**Challenge:** Look below and pull out each line with the word "components".

**Data section:**
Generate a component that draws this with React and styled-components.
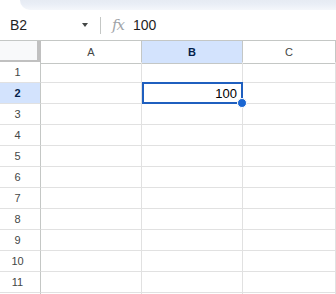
import React from "react";
import styled, { createGlobalStyle } from "styled-components";

const GlobalStyle = createGlobalStyle`
  html, body {
    margin: 0;
    padding: 0;
    background: #ffffff;
    overflow: hidden;
  }
  body {
    font-family: "Liberation Sans", Arial, sans-serif;
  }
`;

const Page = styled.div`
  width: 336px;
  height: 294px;
  overflow: hidden;
  background: #fff;
`;

const TopStrip = styled.div`
  height: 10px;
  padding-left: 20px;
`;

const TopBand = styled.div`
  height: 100%;
  border-bottom-left-radius: 10px;
  background: linear-gradient(#e6ebf3 0, #e9eef6 40%, #f4f7fb 100%);
`;

const FormulaBar = styled.div`
  height: 30px;
  display: flex;
  align-items: center;
  border-bottom: 1px solid #c4c7c5;
  color: #1f1f1f;
  font-size: 14px;
`;

const NameBox = styled.div`
  width: 82px;
  padding-left: 10px;
  box-sizing: border-box;
`;

const Caret = styled.div`
  width: 0;
  height: 0;
  border-left: 3.5px solid transparent;
  border-right: 3.5px solid transparent;
  border-top: 4px solid #444746;
`;

const Divider = styled.div`
  width: 1px;
  height: 17px;
  background: #c4c7c5;
  margin-left: 12px;
`;

const Fx = styled.span`
  margin-left: 11px;
  font-family: "DejaVu Serif", "Liberation Serif", serif;
  font-style: italic;
  font-size: 15px;
  color: #a0a4a8;
  letter-spacing: -1px;
`;

const FormulaValue = styled.span`
  margin-left: 9px;
`;

const Grid = styled.div`
  display: grid;
  grid-template-columns: 41px 101px 101px 1fr;
  grid-auto-rows: 21px;
  font-size: 11px;
  color: #444746;
`;

const Corner = styled.div`
  height: 23px;
  box-sizing: border-box;
  background: #f8f9fa;
  border-right: 4px solid #c0c0c0;
  border-bottom: 4px solid #c0c0c0;
`;

const ColHeader = styled.div`
  height: 23px;
  box-sizing: border-box;
  display: flex;
  align-items: center;
  justify-content: center;
  border-right: 1px solid #c4c7c5;
  border-bottom: 1px solid #c4c7c5;
  background: ${(p) => (p.$active ? "#d3e3fd" : "#fff")};
  color: ${(p) => (p.$active ? "#041e49" : "#444746")};
  font-weight: ${(p) => (p.$active ? "bold" : "normal")};
`;

const RowHeader = styled.div`
  box-sizing: border-box;
  display: flex;
  align-items: center;
  justify-content: center;
  padding-right: 5px;
  border-right: 1px solid #c4c7c5;
  border-bottom: 1px solid #e1e1e1;
  background: ${(p) => (p.$active ? "#d3e3fd" : "#fff")};
  color: ${(p) => (p.$active ? "#041e49" : "#444746")};
  font-weight: ${(p) => (p.$active ? "bold" : "normal")};
  font-size: 11px;
`;

const Cell = styled.div`
  position: relative;
  box-sizing: border-box;
  display: flex;
  align-items: flex-end;
  justify-content: flex-end;
  padding: 0 5px 2px 0;
  border-right: 1px solid #e1e1e1;
  border-bottom: 1px solid #e1e1e1;
  font-size: 13px;
  color: #000;
  z-index: ${(p) => (p.$selected ? 2 : "auto")};
`;

const Selection = styled.div`
  position: absolute;
  top: -1px;
  left: 0;
  right: -1px;
  bottom: -1px;
  border: 2px solid #1f5fbf;
  pointer-events: none;
`;

const Handle = styled.div`
  position: absolute;
  right: -6px;
  bottom: -6px;
  width: 8px;
  height: 8px;
  border-radius: 50%;
  background: #1a66d2;
  border: 1px solid #fff;
`;

const columns = ["A", "B", "C"];
const rows = Array.from({ length: 12 }, (_, i) => i + 1);

export default function App() {
  return (
    <Page>
      <GlobalStyle />
      <TopStrip>
        <TopBand />
      </TopStrip>
      <FormulaBar>
        <NameBox>B2</NameBox>
        <Caret />
        <Divider />
        <Fx>fx</Fx>
        <FormulaValue>100</FormulaValue>
      </FormulaBar>
      <Grid>
        <Corner />
        {columns.map((c) => (
          <ColHeader key={c} $active={c === "B"}>
            {c}
          </ColHeader>
        ))}
        {rows.map((r) => (
          <React.Fragment key={r}>
            <RowHeader $active={r === 2}>{r}</RowHeader>
            {columns.map((c) => {
              const selected = r === 2 && c === "B";
              return (
                <Cell key={c} $selected={selected}>
                  {selected && "100"}
                  {selected && (
                    <Selection>
                      <Handle />
                    </Selection>
                  )}
                </Cell>
              );
            })}
          </React.Fragment>
        ))}
      </Grid>
    </Page>
  );
}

**Output of the exercise:**
Generate a component that draws this with React and styled-components.
import styled, { createGlobalStyle } from "styled-components";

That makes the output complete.